#### AIM OF THE EXERCISE
Skip all pictures, then copy the lines from the start of the data through the line with "const activeTab = ref('Form Elements')", keeping both ends.

#### RECORDED DATA
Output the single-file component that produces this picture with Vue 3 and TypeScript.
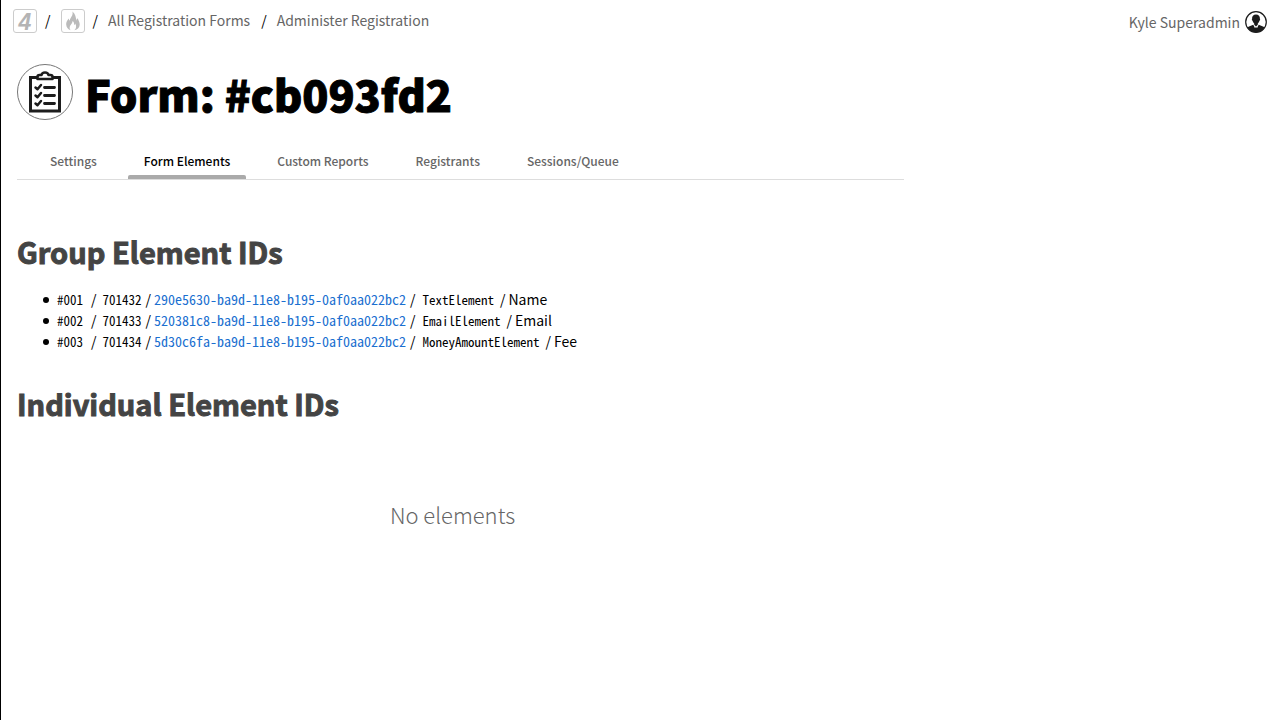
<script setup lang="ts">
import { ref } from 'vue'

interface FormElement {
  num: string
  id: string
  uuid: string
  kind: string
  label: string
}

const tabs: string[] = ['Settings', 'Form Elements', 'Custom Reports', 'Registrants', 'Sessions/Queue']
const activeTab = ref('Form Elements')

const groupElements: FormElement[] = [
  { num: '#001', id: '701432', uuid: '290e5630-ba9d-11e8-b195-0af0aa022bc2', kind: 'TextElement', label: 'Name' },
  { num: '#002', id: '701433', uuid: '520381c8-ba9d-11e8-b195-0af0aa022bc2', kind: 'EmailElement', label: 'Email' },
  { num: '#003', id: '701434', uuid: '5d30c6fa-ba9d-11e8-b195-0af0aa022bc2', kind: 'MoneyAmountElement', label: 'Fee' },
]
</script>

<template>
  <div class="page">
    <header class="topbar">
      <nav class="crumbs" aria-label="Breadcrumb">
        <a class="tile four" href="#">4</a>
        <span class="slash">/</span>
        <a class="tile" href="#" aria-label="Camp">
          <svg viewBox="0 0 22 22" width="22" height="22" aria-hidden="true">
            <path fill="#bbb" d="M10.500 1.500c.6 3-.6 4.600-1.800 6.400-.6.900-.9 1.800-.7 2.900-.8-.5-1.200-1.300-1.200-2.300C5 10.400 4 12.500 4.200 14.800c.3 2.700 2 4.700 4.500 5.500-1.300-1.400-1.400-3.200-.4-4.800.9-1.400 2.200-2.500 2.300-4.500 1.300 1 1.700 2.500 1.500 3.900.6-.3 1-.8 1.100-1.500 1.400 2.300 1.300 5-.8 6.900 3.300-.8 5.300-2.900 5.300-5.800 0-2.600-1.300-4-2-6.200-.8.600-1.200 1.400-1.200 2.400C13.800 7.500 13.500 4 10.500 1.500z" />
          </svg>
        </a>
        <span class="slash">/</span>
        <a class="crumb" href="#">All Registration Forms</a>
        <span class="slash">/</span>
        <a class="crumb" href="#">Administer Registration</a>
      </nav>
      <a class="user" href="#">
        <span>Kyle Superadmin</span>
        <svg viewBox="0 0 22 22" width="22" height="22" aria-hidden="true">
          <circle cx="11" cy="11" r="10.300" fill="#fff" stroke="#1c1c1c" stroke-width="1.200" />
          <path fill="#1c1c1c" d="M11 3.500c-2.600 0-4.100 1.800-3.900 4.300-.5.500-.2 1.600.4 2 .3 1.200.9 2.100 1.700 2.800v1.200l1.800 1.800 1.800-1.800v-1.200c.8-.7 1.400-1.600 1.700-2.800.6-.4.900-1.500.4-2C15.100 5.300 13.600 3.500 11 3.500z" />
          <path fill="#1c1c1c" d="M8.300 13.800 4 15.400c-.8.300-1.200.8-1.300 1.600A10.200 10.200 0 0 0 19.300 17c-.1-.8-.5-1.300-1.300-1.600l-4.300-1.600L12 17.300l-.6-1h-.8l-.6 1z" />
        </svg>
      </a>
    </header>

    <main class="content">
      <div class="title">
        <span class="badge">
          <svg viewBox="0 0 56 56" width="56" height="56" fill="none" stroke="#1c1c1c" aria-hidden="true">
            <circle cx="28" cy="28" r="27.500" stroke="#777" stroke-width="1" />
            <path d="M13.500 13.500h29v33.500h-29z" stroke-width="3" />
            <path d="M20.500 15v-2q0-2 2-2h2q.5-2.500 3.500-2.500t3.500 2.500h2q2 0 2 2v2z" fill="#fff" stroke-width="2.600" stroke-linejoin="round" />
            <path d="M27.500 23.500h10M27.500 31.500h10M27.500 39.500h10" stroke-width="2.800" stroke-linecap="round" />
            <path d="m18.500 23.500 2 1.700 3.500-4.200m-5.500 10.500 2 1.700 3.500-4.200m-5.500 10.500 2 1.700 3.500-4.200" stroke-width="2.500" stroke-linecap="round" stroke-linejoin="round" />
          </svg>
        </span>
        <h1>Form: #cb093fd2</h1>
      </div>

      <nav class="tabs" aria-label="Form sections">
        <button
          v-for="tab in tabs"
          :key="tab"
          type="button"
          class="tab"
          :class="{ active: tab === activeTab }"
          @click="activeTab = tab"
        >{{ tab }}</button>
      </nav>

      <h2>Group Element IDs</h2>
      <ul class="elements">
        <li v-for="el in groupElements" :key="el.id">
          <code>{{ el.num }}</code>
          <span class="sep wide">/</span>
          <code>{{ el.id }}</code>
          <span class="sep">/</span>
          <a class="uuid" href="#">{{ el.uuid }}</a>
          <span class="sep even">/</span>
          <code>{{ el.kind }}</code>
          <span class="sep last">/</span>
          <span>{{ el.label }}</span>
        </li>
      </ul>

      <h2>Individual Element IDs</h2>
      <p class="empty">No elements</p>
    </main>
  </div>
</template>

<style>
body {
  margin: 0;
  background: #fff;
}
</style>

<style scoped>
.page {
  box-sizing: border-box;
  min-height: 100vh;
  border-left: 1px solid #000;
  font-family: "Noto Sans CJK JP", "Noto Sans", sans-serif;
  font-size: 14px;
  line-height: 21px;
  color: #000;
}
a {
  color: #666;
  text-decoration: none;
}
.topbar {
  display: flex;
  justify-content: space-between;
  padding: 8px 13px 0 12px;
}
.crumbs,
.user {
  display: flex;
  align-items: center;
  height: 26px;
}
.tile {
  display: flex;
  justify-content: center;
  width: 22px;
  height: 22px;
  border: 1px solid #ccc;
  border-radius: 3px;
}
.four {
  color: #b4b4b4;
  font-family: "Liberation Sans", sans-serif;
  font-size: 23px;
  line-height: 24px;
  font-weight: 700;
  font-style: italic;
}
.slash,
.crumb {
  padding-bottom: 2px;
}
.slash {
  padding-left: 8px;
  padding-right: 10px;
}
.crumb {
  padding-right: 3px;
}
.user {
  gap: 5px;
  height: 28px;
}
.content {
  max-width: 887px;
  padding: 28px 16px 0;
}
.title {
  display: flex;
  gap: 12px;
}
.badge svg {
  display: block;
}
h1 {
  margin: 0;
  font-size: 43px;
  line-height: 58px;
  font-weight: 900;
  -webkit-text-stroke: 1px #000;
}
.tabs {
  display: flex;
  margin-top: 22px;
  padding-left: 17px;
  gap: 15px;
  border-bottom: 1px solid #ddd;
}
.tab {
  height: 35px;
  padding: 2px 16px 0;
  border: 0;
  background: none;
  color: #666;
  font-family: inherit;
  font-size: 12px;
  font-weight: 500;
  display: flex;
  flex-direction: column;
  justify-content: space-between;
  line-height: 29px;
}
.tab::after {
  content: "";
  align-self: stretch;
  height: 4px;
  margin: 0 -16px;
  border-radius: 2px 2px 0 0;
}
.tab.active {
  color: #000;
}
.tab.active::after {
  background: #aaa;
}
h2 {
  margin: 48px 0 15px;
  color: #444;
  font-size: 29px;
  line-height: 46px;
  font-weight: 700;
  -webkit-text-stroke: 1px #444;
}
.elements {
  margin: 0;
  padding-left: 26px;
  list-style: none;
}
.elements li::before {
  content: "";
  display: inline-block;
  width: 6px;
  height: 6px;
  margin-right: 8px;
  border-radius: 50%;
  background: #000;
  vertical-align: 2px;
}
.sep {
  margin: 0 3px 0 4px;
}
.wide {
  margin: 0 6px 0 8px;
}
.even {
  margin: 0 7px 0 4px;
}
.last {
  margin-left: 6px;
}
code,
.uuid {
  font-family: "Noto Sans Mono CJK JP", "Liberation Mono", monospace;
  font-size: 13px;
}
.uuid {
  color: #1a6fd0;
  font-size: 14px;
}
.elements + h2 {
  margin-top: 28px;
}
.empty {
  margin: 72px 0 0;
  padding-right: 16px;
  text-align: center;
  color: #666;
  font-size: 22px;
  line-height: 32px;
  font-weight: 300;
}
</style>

#### ANSWER FOR THE TASK
Output the single-file component that produces this picture with Vue 3 and TypeScript.
<script setup lang="ts">
import { ref } from 'vue'

interface FormElement {
  num: string
  id: string
  uuid: string
  kind: string
  label: string
}

const tabs: string[] = ['Settings', 'Form Elements', 'Custom Reports', 'Registrants', 'Sessions/Queue']
const activeTab = ref('Form Elements')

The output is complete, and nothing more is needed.